London — The biggest brewer in the world, Anheuser-Busch InBev raised the price it has offered to pay for its rival SABMiller on Tuesday.

The world’s biggest beer company, Anheuser-Busch InBev, bid $107 billion to buy the world’s second-biggest beer company, SABMiller. Last week, the federal government approved the proposal reached after months of negotiations. Merged, the two companies will account for about the 30 percent of all global beer sales. Anheuser-Busch would get benefitted since the brewery will have greater dominance in Latin America and substantial operations in Africa. However, the Brexit elections generated uncertainty about the value of the pound against the dollar and the euro.

The SABMiller’s Dreher brewery in Budapest Image Credit: Bloomberg News

Anheuser-Busch announced on July 26 that it would now pay 45 pounds ($59) a share in cash for SABMiller, which is an increase of 1 pound from its prior offer.

That would value SABMiller at £79 billion 

Anheuser-Busch also claimed that the offer was final and that the company will “not further the cash element or increase the cash consideration or the exchange ratio of the partial share alternative,” according to the Financial Times.

Anheuser-Busch had made the offer of a partial share, with the idea of winning the support of American tobacco company Altria and the Santo Domingo family of Colombia, which are SABMiller’s two largest shareholders.

The partial share would allow them to avoid a huge tax bill from the sale of their holdings.
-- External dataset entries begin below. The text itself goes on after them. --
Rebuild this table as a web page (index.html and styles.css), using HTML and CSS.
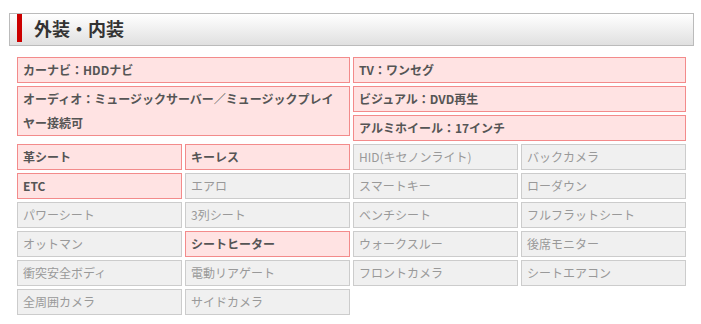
FILE: index.html
```html
<!DOCTYPE html>
<html lang="ja">
<head>
    <meta charset="UTF-8">
    <meta name="viewport" content="width=device-width, initial-scale=1.0">
    <title>外装・内装</title>
    <link rel="stylesheet" href="styles.css">
</head>
<body>
    <div class="section">
        <div class="section-head">
            <h2>外装・内装</h2>
        </div>

        <div class="spec-wide">
            <ul class="spec-col">
                <li class="on">カーナビ：HDDナビ</li>
                <li class="on">オーディオ：ミュージックサーバー／ミュージックプレイヤー接続可</li>
            </ul>
            <ul class="spec-col">
                <li class="on">TV：ワンセグ</li>
                <li class="on">ビジュアル：DVD再生</li>
                <li class="on">アルミホイール：17インチ</li>
            </ul>
        </div>

        <ul class="spec-grid">
            <li class="on">革シート</li>
            <li class="on">キーレス</li>
            <li>HID(キセノンライト)</li>
            <li>バックカメラ</li>
            <li class="on">ETC</li>
            <li>エアロ</li>
            <li>スマートキー</li>
            <li>ローダウン</li>
            <li>パワーシート</li>
            <li>3列シート</li>
            <li>ベンチシート</li>
            <li>フルフラットシート</li>
            <li>オットマン</li>
            <li class="on">シートヒーター</li>
            <li>ウォークスルー</li>
            <li>後席モニター</li>
            <li>衝突安全ボディ</li>
            <li>電動リアゲート</li>
            <li>フロントカメラ</li>
            <li>シートエアコン</li>
            <li>全周囲カメラ</li>
            <li>サイドカメラ</li>
        </ul>
    </div>
</body>
</html>
```

FILE: styles.css
```css
body {
    margin: 0;
    background: #fff;
    font-family: "Noto Sans CJK JP", "Noto Sans", sans-serif;
}
ul {
    list-style: none;
    margin: 0;
    padding: 0;
}
.section {
    width: 685px;
    padding: 13px 0 0 9px;
}
.section-head {
    border: 1px solid #bbb;
    background: linear-gradient(#fff, #e0e0e0);
    padding: 0 0 3px 7px;
}
.section-head h2 {
    margin: 0;
    border-left: 5px solid #c00;
    padding-left: 12px;
    height: 28px;
    line-height: 29px;
    font-size: 18px;
    font-weight: bold;
    color: #333;
}
.spec-wide {
    display: grid;
    grid-template-columns: 333px 333px;
    gap: 3px;
    margin: 11px 8px 0;
}
.spec-col {
    display: flex;
    flex-direction: column;
    gap: 3px;
}
.spec-grid {
    display: grid;
    grid-template-columns: repeat(4, 165px);
    gap: 3px;
    margin: 3px 8px 0;
}
.spec-col li, .spec-grid li {
    border: 1px solid #ccc;
    background: #f0f0f0;
    padding: 0 5px;
    line-height: 24px;
    font-size: 12px;
    color: #999;
}
.spec-col li.on, .spec-grid li.on {
    border-color: #f38b8b;
    background: #ffe3e3;
    color: #555;
    font-weight: bold;
}
```
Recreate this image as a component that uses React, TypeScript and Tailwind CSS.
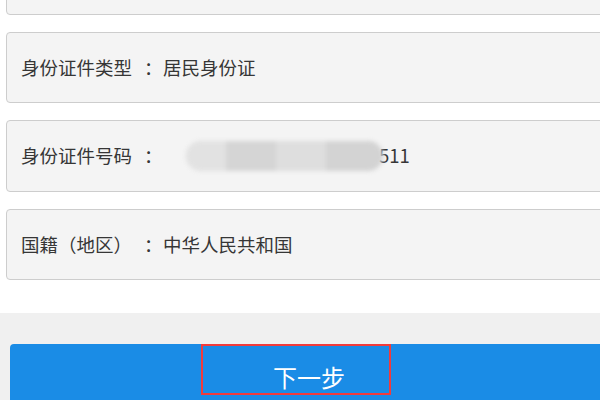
const font = { fontFamily: '"Noto Sans CJK SC", "Noto Sans", sans-serif' };

const rows = [
  { label: '身份证件类型', value: '居民身份证', h: 'h-[71px]' },
  { label: '身份证件号码', value: null, h: 'h-[72px]' },
  { label: '国籍（地区）', value: '中华人民共和国', h: 'h-[71px]' },
];

const Row = ({ label, value, h }: { label: string; value: string | null; h: string }) => (
  <div className={`${h} mr-[-20px] flex items-center pl-[14px] bg-[#f4f4f4] border border-[#cdcdcd] rounded-[4px] text-[18.5px] text-[#363636]`}>
    <span>{label}</span>
    <span className="ml-[12px] w-[19px] shrink-0">：</span>
    {value !== null ? (
      <span>{value}</span>
    ) : (
      <span className="flex items-center">
        <span className="ml-[23px] w-[197px] h-[30px] rounded-full bg-[#dadada] blur-[2px] flex overflow-hidden">
          <span className="w-[40px] bg-[#e2e2e2]" />
          <span className="w-[50px] bg-[#d5d5d5]" />
          <span className="w-[50px] bg-[#dedede]" />
          <span className="w-[57px] bg-[#d3d3d3]" />
        </span>
        <span className="ml-[-4px]">511</span>
      </span>
    )}
  </div>
);

export default function App() {
  return (
    <div className="w-[600px] h-[400px] overflow-hidden bg-white" style={font}>
      <div className="pl-[6px] flex flex-col gap-[17px] h-[313px]">
        <div className="h-[71px] mt-[-56px] mr-[-20px] bg-[#f4f4f4] border border-[#cdcdcd] rounded-[4px]" />
        {rows.map((r) => (
          <Row key={r.label} label={r.label} value={r.value} h={r.h} />
        ))}
      </div>
      <div className="bg-[#f0f0f0] h-[87px] pt-[31px] pl-[10px]">
        <div className="relative h-[70px] mr-[-20px] bg-[#1a8ce6] rounded-[4px] text-white text-[24px] flex justify-center pt-[15px]">
          <span className="ml-[-12px]">下一步</span>
          <div className="absolute left-[191px] top-0 w-[190px] h-[51px] border-2 border-[#f23b3b]" />
        </div>
      </div>
    </div>
  );
}
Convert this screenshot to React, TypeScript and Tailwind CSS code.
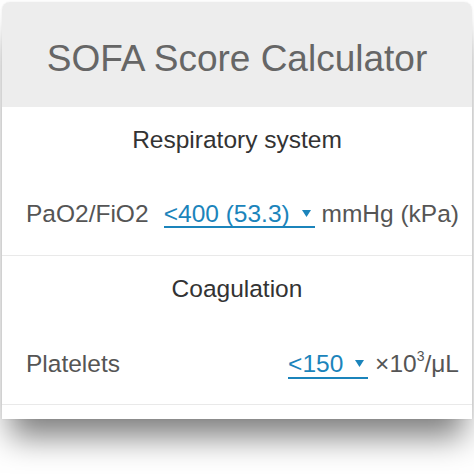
const font = { fontFamily: '"Liberation Sans", Arial, sans-serif' };

function Select({ value }: { value: string }) {
  return (
    <span className="inline-block leading-none border-b-2 border-[#1b84bb] text-[#1b84bb]">
      {value}
      <svg className="inline-block ml-[12px] mr-[4px] align-[5px]" width="9" height="7" viewBox="0 0 9 7" fill="currentColor">
        <path d="M0 0H9L4.5 7Z" />
      </svg>
    </span>
  );
}

function Section({ title, children }: { title: string; children: React.ReactNode }) {
  return (
    <section className="bg-white border-b border-[#e9e9e9] shadow-[0_1px_2px_rgba(0,0,0,0.04)]">
      <div className="h-[66px] flex items-center justify-center text-[24.5px] text-[#333]">{title}</div>
      <div className="h-[82px] flex items-center justify-between pl-[24px] pr-[13px] text-[24.5px] text-[#555] whitespace-nowrap">
        {children}
      </div>
    </section>
  );
}

export default function App() {
  return (
    <div className="bg-white w-[474px] h-[474px] overflow-hidden p-[2px]" style={font}>
      <div className="rounded-t-[8px] shadow-[0_26px_30px_-8px_rgba(0,0,0,0.5),0_0_2px_rgba(0,0,0,0.08)] bg-white">
        <header className="h-[105px] rounded-t-[8px] bg-[#ededed] flex items-center justify-center pt-[8px]">
          <h1 className="text-[37px] text-[#666] leading-none">SOFA Score Calculator</h1>
        </header>

        <Section title="Respiratory system">
          <span>PaO2/FiO2</span>
          <span>
            <Select value="<400 (53.3)" /> mmHg (kPa)
          </span>
        </Section>

        <Section title="Coagulation">
          <span className="pt-[3px]">Platelets</span>
          <span className="pt-[3px]">
            <Select value="<150" /> ×10<sup className="text-[14px] top-[-0.8em]">3</sup>/μL
          </span>
        </Section>

        <div className="h-[14px] bg-white" />
      </div>
    </div>
  );
}
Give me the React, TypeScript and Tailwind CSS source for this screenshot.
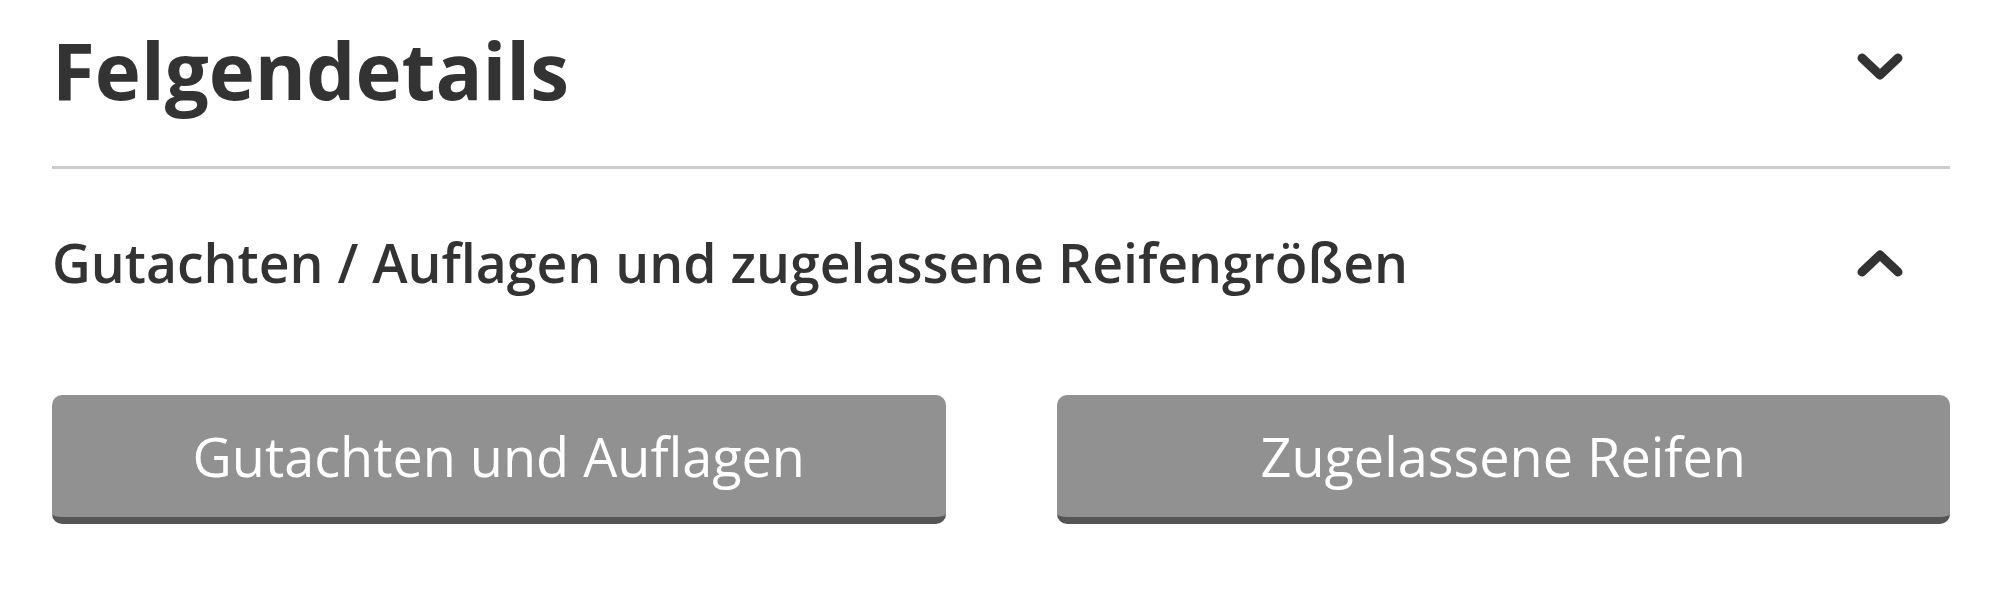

However, after the Brexit elections some investors were worried about a potential increase in the value of the share alternative as the pound has fallen sharply.

As of 25 July’s close, the partial share alternative was worth £51.14 a share but that did not account for the lockup period of five years or “any discount for the unlisted nature of the restricted shares”. Shares of SABMiller closed at £44.40 in London on Monday.

In the other hand, SABMiller claimed it was considering the revised offer and confirmed the reunion between the chairmen of the two giants, with the idea of discussing ‘recent exchange rate volatility’ and other market movements.

However, a SABMiller shareholder, Aberdeen Asset Management, released a statement on Tuesday, claiming the revised deal was unacceptable because it undervalued the company, favoring Altria and Santo Domingo family of Colombia.

“We have engaged with SABMiller’s board on the differential treatment of shareholders since the deal was first constructed,” Aberdeen said. “The way that the value of the partial share offer has diverged from the cash offer has compounded our discomfort.”

Anheuser-Busch has entered into several agreements to sell assets from the merged company in order to calm regulators about the deal.

The company has already received blessings in the European Union, the United States and South Africa for the bid and is awaiting approval in China.

How will this deal affect beer lovers?

According to Time, beer insiders have stated that the merging of the two giants will impact the small companies.

There could be fewer locally-owned breweries, and therefore fewer consumer choices, which derive on fewer imports, less innovation, and fewer craft brews.

The good thing for all beer lovers in that it won’t happen overnight and, at least for the next couple of years, there won’t be a significant impact.

Several representatives of small and independent brewers have stated the U.S. Justice Department’s approval of the deal looks good since it imposes a series of conditions designed to prevent the mega-beer company of distorting the U.S. market.